Concern over these issues may lead to regulation in unexpected ways. For example, a current FCC proceeding questions whether text messaging, including by use of short codes, should be subject to common carrier regulation under Title II of the Communications Act. Although the proceeding was motivated by concerns over non-discriminatory access rather than privacy, a ruling that these services are "telecommunications" rather than "information services" may have implications for privacy and consumer protection issues as well. One example is with regard to the treatment of marketing communications using texting under the Telephone Consumer Protection Act.

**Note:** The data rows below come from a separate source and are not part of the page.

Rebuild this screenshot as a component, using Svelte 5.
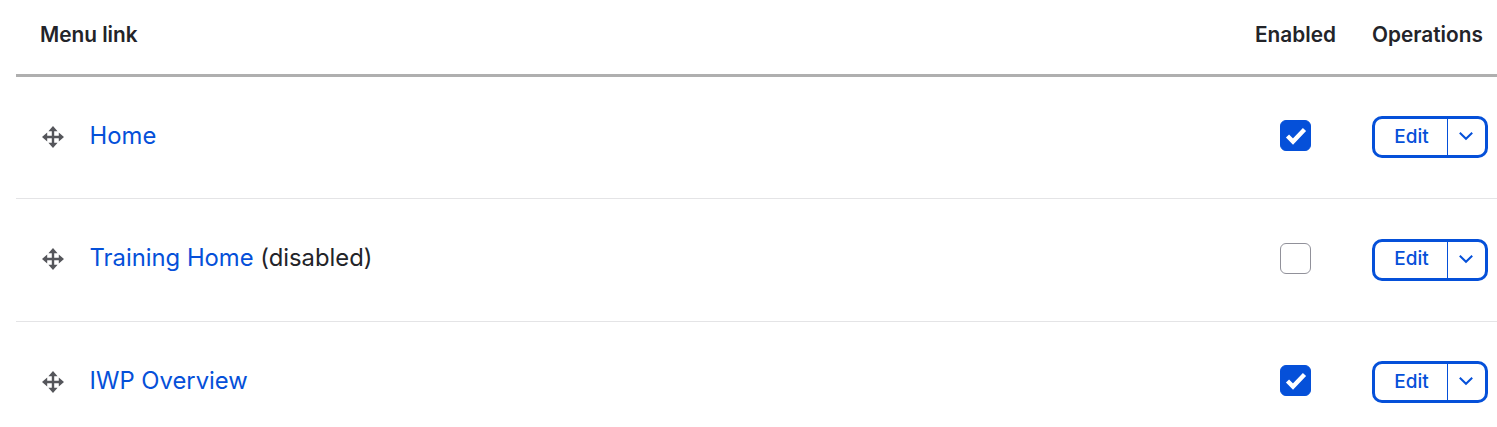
<script>
  const rows = [
    { title: 'Home', note: '', enabled: true },
    { title: 'Training Home', note: '(disabled)', enabled: false },
    { title: 'IWP Overview', note: '', enabled: true }
  ];
</script>

<div class="table">
  <div class="head row">
    <div class="c-link">Menu link</div>
    <div class="c-en">Enabled</div>
    <div class="c-op">Operations</div>
  </div>
  {#each rows as r}
    <div class="body row">
      <div class="c-link cell-link">
        <svg class="drag" viewBox="0 0 24 24" width="24" height="24" aria-hidden="true">
          <path d="M12 4v16M4 12h16" stroke="#55565b" stroke-width="2.4" fill="none" />
          <path d="M12 1l4.6 5.2H7.4zM12 23l-4.6-5.2h9.2zM1 12l5.2-4.6v9.2zM23 12l-5.2 4.6V7.400z" fill="#55565b" />
        </svg>
        <span class="title"><a href="#top">{r.title}</a>{#if r.note}&nbsp;<span class="note">{r.note}</span>{/if}</span>
      </div>
      <div class="c-en box-wrap">
        {#if r.enabled}
          <span class="box on">
            <svg viewBox="0 0 32 32" width="32" height="32" aria-hidden="true"><path d="M7.500 16l5.500 5.500L24.500 9.500" stroke="#fff" stroke-width="4.400" fill="none" /></svg>
          </span>
        {:else}
          <span class="box"></span>
        {/if}
      </div>
      <div class="c-op">
        <div class="drop">
          <span class="edit">Edit</span>
          <span class="toggle">
            <svg viewBox="0 0 16 10" width="16" height="10" aria-hidden="true"><path d="M1.800 1.800L8 7.800l6.200-6" stroke="#0550d9" stroke-width="2" fill="none" /></svg>
          </span>
        </div>
      </div>
    </div>
  {/each}
</div>

<style>
  :global(body) {
    margin: 0;
    background: #fff;
    overflow: hidden;
  }
  .table {
    margin-left: 16px;
    font-family: Inter, "Liberation Sans", sans-serif;
    color: #232429;
    width: 1481px;
  }
  .row {
    display: grid;
    grid-template-columns: 1fr 117px 125px;
    align-items: center;
  }
  .head {
    height: 69px;
    border-bottom: 3px solid #afafaf;
    font-size: 20.8px;
    font-weight: 600;
    padding-bottom: 5px;
  }
  .head .c-link {
    padding-left: 24px;
  }
  .head .c-en {
    white-space: nowrap;
  }
  .head .c-op {
    white-space: nowrap;
  }
  .body {
    height: 122.4px;
    box-sizing: border-box;
    border-bottom: 1px solid #e4e4e6;
    font-size: 23.8px;
  }
  .body:last-child {
    border-bottom: 0;
  }
  .cell-link {
    display: flex;
    align-items: center;
    padding-left: 25px;
  }
  .title {
    margin-bottom: 5px;
    margin-left: -0.4px;
  }
  .drag {
    flex: none;
    margin-right: 25px;
    margin-bottom: 2px;
  }
  a {
    color: #0550d9;
    text-decoration: none;
  }
  .box-wrap {
    padding-left: 25px;
    padding-bottom: 4px;
  }
  .box {
    display: block;
    box-sizing: border-box;
    width: 31px;
    height: 31px;
    border: 1px solid #91919a;
    border-radius: 6px;
    background: #fff;
  }
  .box.on {
    background: #0550d9;
    border-color: #0550d9;
    overflow: hidden;
  }
  .box.on svg {
    display: block;
    margin: -1px;
  }
  .c-op {
    padding-bottom: 1px;
  }
  .drop {
    box-sizing: border-box;
    display: flex;
    width: 116px;
    height: 42px;
    border: 3px solid #0550d9;
    border-radius: 10px;
    background: #fff;
    color: #0550d9;
    font-size: 19px;
    font-weight: 500;
  }
  .edit {
    flex: 1;
    display: flex;
    align-items: center;
    justify-content: center;
    padding-left: 1px;
    padding-bottom: 2px;
  }
  .toggle {
    width: 38px;
    flex: none;
    display: flex;
    align-items: center;
    justify-content: center;
    border-left: 1.5px solid #0550d9;
    box-sizing: border-box;
    padding-bottom: 2px;
    padding-right: 2px;
  }
</style>
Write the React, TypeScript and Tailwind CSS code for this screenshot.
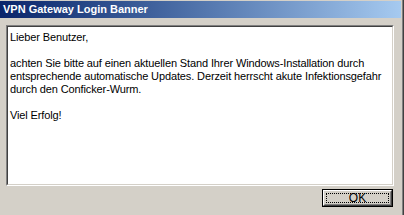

A Senate bill introduced this past spring sought to give the Federal Trade Commission greater authority over telecom carriers, including wireless providers. Although the bill did not make it out of committee, the FTC has long sought elimination of the "common carrier exemption" to its jurisdiction; it is unlikely to take a less regulatory stance under the new Administration.

Wireless industry players should anticipate that 2009 will bring continued growth in demand for advanced data and content services. At the same time, those opportunities may come with new legislation or regulations dealing with data mining, behavioral monitoring, communications privacy and consumer protection in general. The sound you hear off in the distance may be the barking of regulatory watchdogs.